▸ **Task brief**:
Transcribe the whole listing without a single picture.

▸ **Supplied material**:

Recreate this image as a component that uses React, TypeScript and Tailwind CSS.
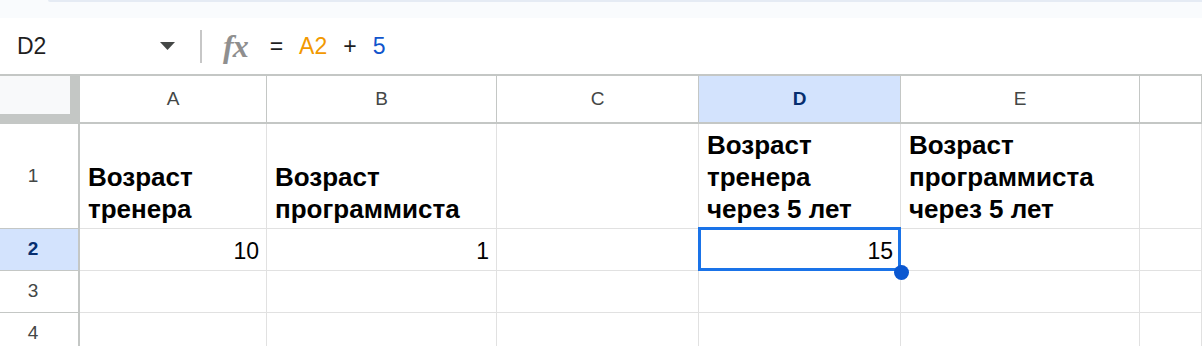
import React from "react";

// Column tracks: row header, A..F. Widths include each cell's right border.
const COLS = ["A", "B", "C", "D", "E", ""];

type Cell = { text?: string[]; num?: string };

const ROWS: { h: string; cells: Cell[] }[] = [
  {
    h: "h-[105px]",
    cells: [
      { text: ["Возраст", "тренера"] },
      { text: ["Возраст", "программиста"] },
      {},
      { text: ["Возраст", "тренера", "через 5 лет"] },
      { text: ["Возраст", "программиста", "через 5 лет"] },
      {},
    ],
  },
  { h: "h-[42px]", cells: [{ num: "10" }, { num: "1" }, {}, { num: "15" }, {}, {}] },
  { h: "h-[42px]", cells: [{}, {}, {}, {}, {}, {}] },
  { h: "h-[42px]", cells: [{}, {}, {}, {}, {}, {}] },
];

function FormulaBar() {
  return (
    <div className="flex h-[56px] items-center">
      <div className="flex w-[200px] items-center justify-between pl-[17px] pr-[25px]">
        <span className="text-[23px] text-[#1f1f1f]">D2</span>
        <svg width="15" height="8" viewBox="0 0 15 8">
          <path d="M0 0h15L7.5 8z" fill="#444746" />
        </svg>
      </div>
      <div className="h-[33px] w-[2px] bg-[#c7c7c7]" />
      <span className="ml-[21px] font-['Liberation_Serif',serif] text-[32px] font-bold italic leading-none tracking-[-1px] text-[#8f8f8f]">
        fx
      </span>
      <div className="ml-[22px] flex items-center gap-[16px] text-[23px]">
        <span className="text-[#1f1f1f]">=</span>
        <span className="text-[#f29900]">A2</span>
        <span className="text-[#1f1f1f]">+</span>
        <span className="text-[#1155cc]">5</span>
      </div>
    </div>
  );
}

function HeaderRow() {
  return (
    <>
      <div className="flex h-[48px] bg-[#c4c7c5]">
        <div className="h-[38px] w-[70px] bg-[#f8f9fa]" />
      </div>
      {COLS.map((c, i) => {
        const sel = c === "D";
        return (
          <div
            key={i}
            className={
              sel
                ? "flex h-[48px] items-center justify-center border-r border-b-2 border-[#c4c7c5] bg-[#d3e3fd] text-[19px] font-bold text-[#062e6f]"
                : "flex h-[48px] items-center justify-center border-r border-b-2 border-[#c4c7c5] text-[19px] text-[#444746]"
            }
          >
            {c}
          </div>
        );
      })}
    </>
  );
}

export default function App() {
  return (
    <div className="h-[346px] w-[1202px] overflow-hidden bg-white font-['Liberation_Sans',Arial,sans-serif]">
      <div className="h-[18px] bg-[#f9fbfd]">
        <div className="ml-[48px] h-[2px] rounded-bl-[8px] bg-[#e5ebf4]" />
      </div>
      <FormulaBar />
      <div className="grid grid-cols-[80px_187px_230px_202px_202px_239px_1fr] border-t-2 border-[#c4c7c5]">
        <HeaderRow />
        {ROWS.map((row, ri) => (
          <React.Fragment key={ri}>
            <div
              className={
                ri === 1
                  ? `${row.h} flex items-center justify-center border-r-2 border-b border-[#c4c7c5] bg-[#d3e3fd] pr-[12px] text-[19px] font-bold text-[#062e6f]`
                  : `${row.h} flex items-center justify-center border-r-2 border-b border-[#c4c7c5] pr-[12px] text-[19px] text-[#444746]`
              }
            >
              {ri + 1}
            </div>
            {row.cells.map((cell, ci) => {
              const selected = ri === 1 && ci === 3;
              return (
                <div
                  key={ci}
                  className={`${row.h} relative flex border-r border-b border-[#e1e1e1] text-black`}
                >
                  {cell.text && (
                    <div className="flex flex-col justify-end pb-[3px] pl-[8px] text-[26px] font-bold leading-[32px]">
                      {cell.text.map((t) => (
                        <span key={t}>{t}</span>
                      ))}
                    </div>
                  )}
                  {cell.num && (
                    <div className="flex w-full items-end justify-end pb-[6px] pr-[7px] text-[23px] leading-[25px]">
                      {cell.num}
                    </div>
                  )}
                  {selected && (
                    <div className="absolute -top-[2px] -left-[1px] -right-[1px] -bottom-[1px] z-10 border-[3px] border-[#1a73e8]">
                      <div className="absolute -right-[11px] -bottom-[12px] h-[15px] w-[15px] rounded-full bg-[#0b57d0]" />
                    </div>
                  )}
                </div>
              );
            })}
          </React.Fragment>
        ))}
      </div>
    </div>
  );
}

▸ **Final answer**:
Recreate this image as a component that uses React, TypeScript and Tailwind CSS.
import React from "react";

// Column tracks: row header, A..F. Widths include each cell's right border.
const COLS = ["A", "B", "C", "D", "E", ""];

type Cell = { text?: string[]; num?: string };

const ROWS: { h: string; cells: Cell[] }[] = [
  {
    h: "h-[105px]",
    cells: [
      { text: ["Возраст", "тренера"] },
      { text: ["Возраст", "программиста"] },
      {},
      { text: ["Возраст", "тренера", "через 5 лет"] },
      { text: ["Возраст", "программиста", "через 5 лет"] },
      {},
    ],
  },
  { h: "h-[42px]", cells: [{ num: "10" }, { num: "1" }, {}, { num: "15" }, {}, {}] },
  { h: "h-[42px]", cells: [{}, {}, {}, {}, {}, {}] },
  { h: "h-[42px]", cells: [{}, {}, {}, {}, {}, {}] },
];

function FormulaBar() {
  return (
    <div className="flex h-[56px] items-center">
      <div className="flex w-[200px] items-center justify-between pl-[17px] pr-[25px]">
        <span className="text-[23px] text-[#1f1f1f]">D2</span>
        <svg width="15" height="8" viewBox="0 0 15 8">
          <path d="M0 0h15L7.5 8z" fill="#444746" />
        </svg>
      </div>
      <div className="h-[33px] w-[2px] bg-[#c7c7c7]" />
      <span className="ml-[21px] font-['Liberation_Serif',serif] text-[32px] font-bold italic leading-none tracking-[-1px] text-[#8f8f8f]">
        fx
      </span>
      <div className="ml-[22px] flex items-center gap-[16px] text-[23px]">
        <span className="text-[#1f1f1f]">=</span>
        <span className="text-[#f29900]">A2</span>
        <span className="text-[#1f1f1f]">+</span>
        <span className="text-[#1155cc]">5</span>
      </div>
    </div>
  );
}

function HeaderRow() {
  return (
    <>
      <div className="flex h-[48px] bg-[#c4c7c5]">
        <div className="h-[38px] w-[70px] bg-[#f8f9fa]" />
      </div>
      {COLS.map((c, i) => {
        const sel = c === "D";
        return (
          <div
            key={i}
            className={
              sel
                ? "flex h-[48px] items-center justify-center border-r border-b-2 border-[#c4c7c5] bg-[#d3e3fd] text-[19px] font-bold text-[#062e6f]"
                : "flex h-[48px] items-center justify-center border-r border-b-2 border-[#c4c7c5] text-[19px] text-[#444746]"
            }
          >
            {c}
          </div>
        );
      })}
    </>
  );
}

export default function App() {
  return (
    <div className="h-[346px] w-[1202px] overflow-hidden bg-white font-['Liberation_Sans',Arial,sans-serif]">
      <div className="h-[18px] bg-[#f9fbfd]">
        <div className="ml-[48px] h-[2px] rounded-bl-[8px] bg-[#e5ebf4]" />
      </div>
      <FormulaBar />
      <div className="grid grid-cols-[80px_187px_230px_202px_202px_239px_1fr] border-t-2 border-[#c4c7c5]">
        <HeaderRow />
        {ROWS.map((row, ri) => (
          <React.Fragment key={ri}>
            <div
              className={
                ri === 1
                  ? `${row.h} flex items-center justify-center border-r-2 border-b border-[#c4c7c5] bg-[#d3e3fd] pr-[12px] text-[19px] font-bold text-[#062e6f]`
                  : `${row.h} flex items-center justify-center border-r-2 border-b border-[#c4c7c5] pr-[12px] text-[19px] text-[#444746]`
              }
            >
              {ri + 1}
            </div>
            {row.cells.map((cell, ci) => {
              const selected = ri === 1 && ci === 3;
              return (
                <div
                  key={ci}
                  className={`${row.h} relative flex border-r border-b border-[#e1e1e1] text-black`}
                >
                  {cell.text && (
                    <div className="flex flex-col justify-end pb-[3px] pl-[8px] text-[26px] font-bold leading-[32px]">
                      {cell.text.map((t) => (
                        <span key={t}>{t}</span>
                      ))}
                    </div>
                  )}
                  {cell.num && (
                    <div className="flex w-full items-end justify-end pb-[6px] pr-[7px] text-[23px] leading-[25px]">
                      {cell.num}
                    </div>
                  )}
                  {selected && (
                    <div className="absolute -top-[2px] -left-[1px] -right-[1px] -bottom-[1px] z-10 border-[3px] border-[#1a73e8]">
                      <div className="absolute -right-[11px] -bottom-[12px] h-[15px] w-[15px] rounded-full bg-[#0b57d0]" />
                    </div>
                  )}
                </div>
              );
            })}
          </React.Fragment>
        ))}
      </div>
    </div>
  );
}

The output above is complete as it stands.